Table 2. Comparison of this article and other PKI schemes
Full size table

8 Conclusion

This paper proposes a one-stop efficient PKI authentication service model based on blockchain. Firstly, we divide the node group into five different participating entities: user, miner node, supervisory node, certificate blockchain and third-party service providers, and propose a new blockchain based PKI model that resolves the single point of failure problem and can resist Sybil attack. In addition, this paper uses the witness generated by the dynamic accumulator to replace the role of certificates in traditional PKI, and proposes new user certificate management (registration, revocation and update) algorithms based on the dynamic accumulator, which improves efficiency of authentication.
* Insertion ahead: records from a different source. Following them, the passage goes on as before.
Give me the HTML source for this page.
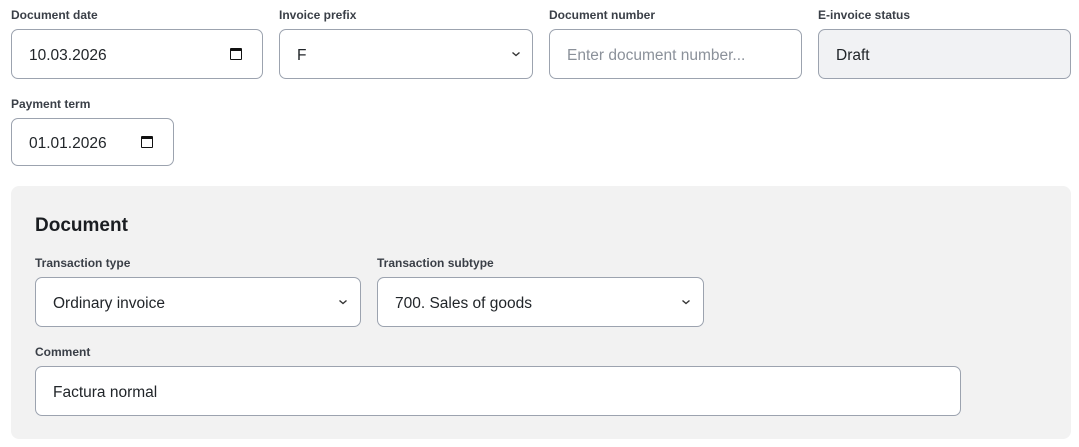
<!DOCTYPE html>
<html><head><style>
*{box-sizing:border-box;margin:0;padding:0}
body{width:1079px;height:447px;background:#fff;font-family:"Liberation Sans",sans-serif;position:relative;overflow:hidden;color:#1f2328}
.l{position:absolute;font-size:12px;font-weight:600;color:#3a3f47;line-height:14px}
.i{position:absolute;border:1px solid #9ca3af;border-radius:7px;background:#fff;font-size:15.5px;display:flex;align-items:center;padding-left:17px;padding-top:3px;color:#212529}
.ph{color:#8b919a}
.dis{background:#f1f2f4}
.cal{position:absolute;top:50%;transform:translateY(-50%);width:12px;height:12px;border:1.5px solid #111;border-top-width:3px;border-radius:1px}
.chev{position:absolute;top:50%;width:10px;height:6px;transform:translateY(-50%)}
.panel{position:absolute;left:11px;top:186px;width:1060px;height:253px;background:#f2f2f2;border-radius:8px}
</style></head><body>
<div class="l" style="left:11px;top:8px">Document date</div>
<div class="i" style="left:11px;top:29px;width:252px;height:50px">10.03.2026<div class="cal" style="left:218px"></div></div>
<div class="l" style="left:279px;top:8px">Invoice prefix</div>
<div class="i" style="left:279px;top:29px;width:254px;height:50px">F<svg class="chev" style="left:231px" viewBox="0 0 10 6"><path d="M1.5 1.5L5 4.5 8.5 1.5" fill="none" stroke="#333" stroke-width="1.4"/></svg></div>
<div class="l" style="left:549px;top:8px">Document number</div>
<div class="i ph" style="left:549px;top:29px;width:253px;height:50px">Enter document number...</div>
<div class="l" style="left:818px;top:8px">E-invoice status</div>
<div class="i dis" style="left:818px;top:29px;width:253px;height:50px">Draft</div>
<div class="l" style="left:11px;top:97px">Payment term</div>
<div class="i" style="left:11px;top:118px;width:163px;height:48px">01.01.2026<div class="cal" style="left:129px"></div></div>
<div class="panel"></div>
<div style="position:absolute;left:35px;top:215px;font-size:19px;font-weight:700;color:#1a1d21">Document</div>
<div class="l" style="left:35px;top:256px">Transaction type</div>
<div class="i" style="left:35px;top:277px;width:326px;height:50px">Ordinary invoice<svg class="chev" style="left:302px" viewBox="0 0 10 6"><path d="M1.5 1.5L5 4.5 8.5 1.5" fill="none" stroke="#333" stroke-width="1.4"/></svg></div>
<div class="l" style="left:377px;top:256px">Transaction subtype</div>
<div class="i" style="left:377px;top:277px;width:327px;height:50px">700. Sales of goods<svg class="chev" style="left:303px" viewBox="0 0 10 6"><path d="M1.5 1.5L5 4.5 8.5 1.5" fill="none" stroke="#333" stroke-width="1.4"/></svg></div>
<div class="l" style="left:35px;top:345px">Comment</div>
<div class="i" style="left:35px;top:366px;width:926px;height:50px">Factura normal</div>
</body></html>
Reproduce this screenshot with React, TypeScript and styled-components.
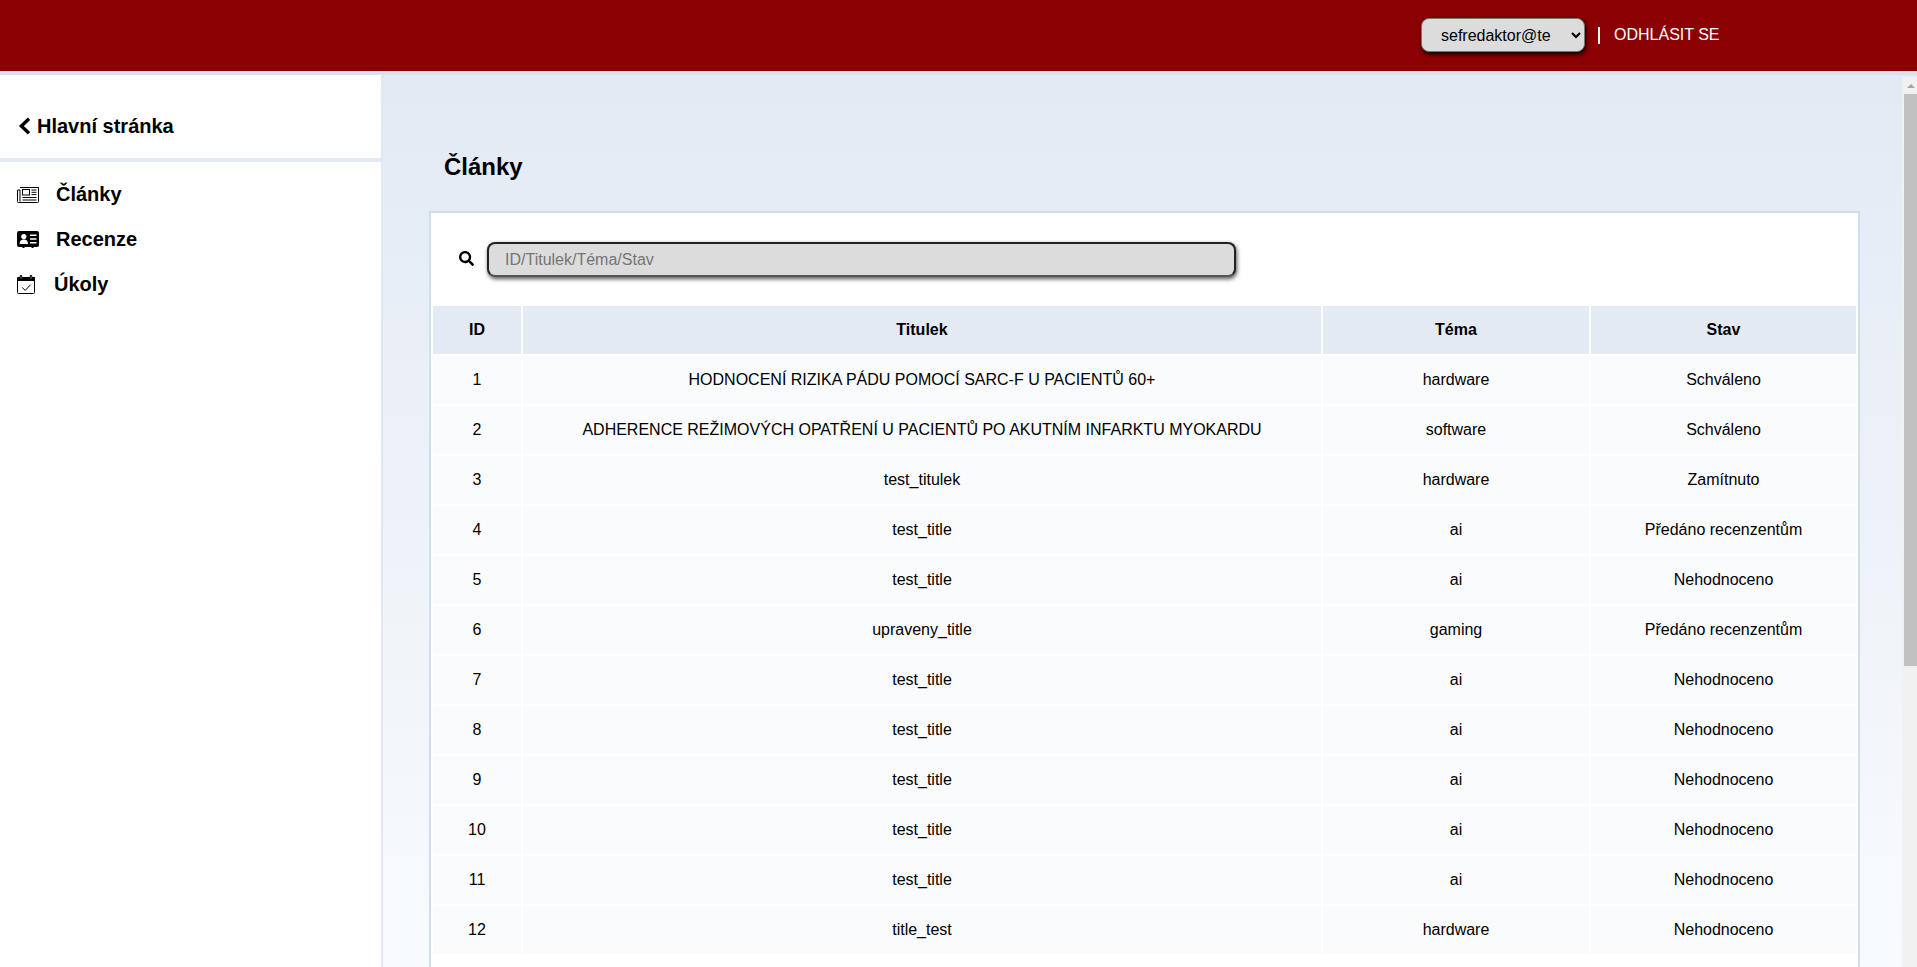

This paper also builds an authentication interaction model between the certificate blockchain and the third-party service providers. This model can provide a one-stop authentication service for users and third-party service providers, which will facilitate the deployment of PKI on blockchain. Finally, Security and efficiency analyses show that our scheme can effectively resist the Chosen Element Attacking, and improve the identity verification efficiency.

However, there still exists improvement spaces in our scheme. Because this article uses the network address to ensure the identity authentication, once the user’s network address is changed, he must carry out the corresponding revoke and add a new certificate, this will bring inconvenience to users and improve the system overhead. In addition, the dynamic accumulator used in this paper exists much modular arithmetic, which brings high computational overhead. We will improve the dynamic accumulator to increase the calculation efficiency in future work, and further improve the model to avoid frequent certificate revocation and adding transactions in some cases.